Video: Building a gigantic, snow-capped mountain by increasing elevation

Surface Grids & Lasers are not yet available in Universe Sandbox! This post is a behind-the-scenes look at our work on these features. We don’t have a release date yet, but we’re getting closer.

If you haven’t seen them yet, check out the previous Surface Grids DevLogs #1#2#3#4#5#6#7, and #8. Keep in mind these are documenting a work-in-progress feature. Anything discussed or shown may not be representative of the final release state of Surface Grids.

A primer on Surface Grids for anyone not familiar:
It’s a feature we’re developing for Universe Sandbox that makes it possible to simulate values locally across the surface of an object. In effect, it allows for more detailed and accurate surface simulation and more dynamic and interactive surface visuals. It also makes it possible to add tools like the laser, which is essentially just a fun way of heating up localized areas of a surface.


New Highs & Lows

See that archipelago in the middle of the ocean? Those are the great Hawaiian islands. We’ve been tweaking the heightmap for Earth to get all the details right, and we’re happy to welcome back Hawaii and the full coastline for Florida. There are some details to iron out still, like the large body of water that’s currently sitting in the middle of Australia.

It’s a bit difficult to get the coastlines and bodies of water correct for a planet we’re all intimately familiar with — any errors are quickly noticed by a geography whiz or anyone who lives near the area that’s incorrectly flooded or barren.

This difficulty is due to a current limitation in the elevation simulation: When we divide the full range of elevation for Earth into the limited steps we have available for storing the data, we get 83 meters per step. This means the maximum detail we can account for is 83 meters. And unfortunately, geography doesn’t often look like 83 meter ocean-side cliffs. A lot of coastline is much closer to sea level, and the smaller distinctions between land and water are lost. We have ideas for improving this, but for now, some hand-tuning of the heightmaps can get us the results we’re looking for.


Creating Continents

Another issue we’re grappling with is the state of heightmaps for randomly generated planets.

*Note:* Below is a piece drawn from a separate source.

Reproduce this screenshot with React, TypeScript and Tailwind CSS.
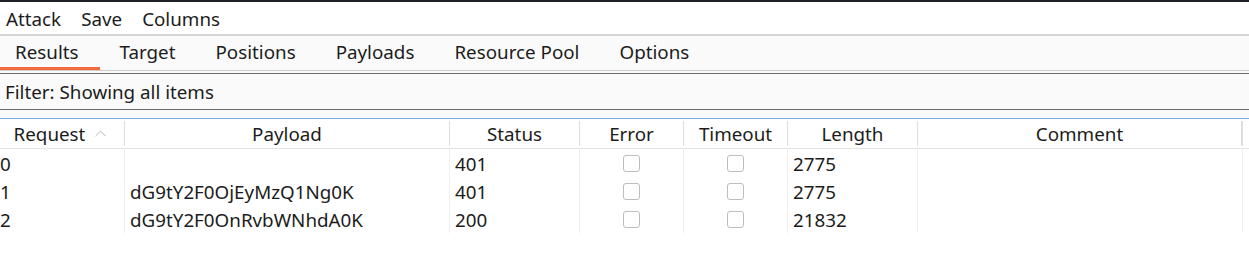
import { ChevronUp } from "lucide-react";

const menus = ["Attack", "Save", "Columns"];
const tabs = ["Results", "Target", "Positions", "Payloads", "Resource Pool", "Options"];
const headers = ["Request", "Payload", "Status", "Error", "Timeout", "Length", "Comment"];

const rows = [
  { req: "0", payload: "", status: "401", length: "2775" },
  { req: "1", payload: "dG9tY2F0OjEyMzQ1Ng0K", status: "401", length: "2775" },
  { req: "2", payload: "dG9tY2F0OnRvbWNhdA0K", status: "200", length: "21832" },
];

const grid = "grid grid-cols-[125px_325px_130px_104px_104px_130px_325px]";

function Checkbox() {
  return <div className="w-[17px] h-[17px] rounded-[3px] border border-[#bdbdbd] bg-white" />;
}

export default function App() {
  return (
    <div
      className="w-[1249px] h-[266px] bg-white text-[#1c1c1c] text-[18.8px] leading-none overflow-hidden"
      style={{ fontFamily: '"Noto Sans", "Open Sans", sans-serif' }}
    >
      {/* window edge */}
      <div className="h-[2px] bg-[#1f2128]" />

      {/* Menu bar */}
      <div className="h-[32px] flex items-center gap-[20px] pl-[6px] pt-[3px] bg-white">
        {menus.map((m) => (
          <span key={m}>{m}</span>
        ))}
      </div>
      <div className="h-[2px] bg-[#d6d6d6]" />

      {/* Tabs */}
      <div className="h-[34px] flex bg-[#fafafa]">
        {tabs.map((t, i) => (
          <div
            key={t}
            className={`flex items-center h-full pt-[2px] ${i === 0 ? "pl-[15px] pr-[21px] border-b-[3px] border-[#f26b3a]" : "px-[20px] border-b-[3px] border-transparent"}`}
          >
            {t}
          </div>
        ))}
      </div>
      <div className="h-[1px] bg-[#cbcbcb]" />
      <div className="h-[2px] bg-[#fafafa]" />
      <div className="h-[1px] bg-[#6b6b6b]" />

      {/* Filter */}
      <div className="h-[35px] flex items-center pl-[5px] pt-[2px] bg-[#fafafa]">Filter: Showing all items</div>
      <div className="h-[1px] bg-[#6b6b6b]" />
      <div className="h-[8px] bg-[#fafafa]" />
      <div className="h-[1px] bg-[#83ade0]" />

      {/* Table header */}
      <div className={`${grid} h-[30px] border-b border-[#e4e4e4]`}>
        {headers.map((h, i) => (
          <div key={h} className="h-full py-[2px] flex">
            <div
              className={`flex-1 flex items-center justify-center gap-[6px] pt-[2px] ${i < headers.length - 1 ? "border-r border-[#dedede]" : "border-r-2 border-[#dedede]"}`}
            >
              <span>{h}</span>
              {i === 0 && (
                <ChevronUp className="w-[19px] h-[19px] text-[#aaaaaa] -mt-[3px]" strokeWidth={1.1} />
              )}
            </div>
          </div>
        ))}
      </div>

      {/* Rows */}
      {rows.map((r) => (
        <div key={r.req} className={`${grid} h-[28px]`}>
          <div className="flex items-center pt-[3px] border-r border-[#efefef]">{r.req}</div>
          <div className="flex items-center pl-[5px] pt-[3px] border-r border-[#efefef]">{r.payload}</div>
          <div className="flex items-center pl-[5px] pt-[3px] border-r border-[#efefef]">{r.status}</div>
          <div className="flex items-center justify-center border-r border-[#efefef]">
            <Checkbox />
          </div>
          <div className="flex items-center justify-center border-r border-[#efefef]">
            <Checkbox />
          </div>
          <div className="flex items-center pl-[5px] pt-[3px] border-r border-[#efefef]">{r.length}</div>
          <div className="border-r border-[#efefef]" />
        </div>
      ))}
    </div>
  );
}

Right now, adding some water to a randomly generated planet will create bodies of water and land masses as you’d expect, but the results look less like geological formations and more like noisy data.

This is something our lead graphics developer, Georg, has been wanting to work on, but his plate has been full with other aspects of Grids. …Enter Brendan, our new graphics developer! Brendan will be working with Georg on graphics for Universe Sandbox, and first on his list is the not-at-all-complicated (wink) task of creating a random heightmap generator capable of building known geological features in unique, random configurations. We’re happy to welcome Brendan to the team. Hopefully we’ll have some screenshots of his work in our next devlog.


Making Mountains

Right now something interesting happens when you hold shift while using the laser: it makes mountains. Or technically speaking, it raises the elevation. You can also decrease the elevation, too. So even if you don’t like the new and improved randomly generated heightmaps that we’re working on, you can go in and shape it yourself.

This functionality won’t remain attached to the laser, that’s just a temporary, developer-only solution until we build out the interface for this new tool. We’re pretty sure you’re gonna like it.

In the video above, we’ve divided a planet with a mountain range and then flooded one half, creating one hemisphere of ocean and another of land.


What’s Next

In addition to working on these various aspects of heightmaps and elevation, we’ve been doing a lot of work in other areas of the Grids simulation and tech, like getting visuals working on gas giants and planetoids (see above) and making the auto setting for lasers a bit smarter.

Up next is patching up all the holes we find as we continue to poke at the simulation. We also want to add a lot more visual detail to the edges of different areas like ice and molten surfaces to make it look a bit more natural. And there are plenty of other improvements and fixes to make.

We’re only kind of joking when we say it’s getting harder to pull ourselves away from playing with this feature so we can actually work on it. But in all seriousness, we continue to make good progress and we’re really liking the way it’s coming together. We can’t wait to share it. See you in our next devlog!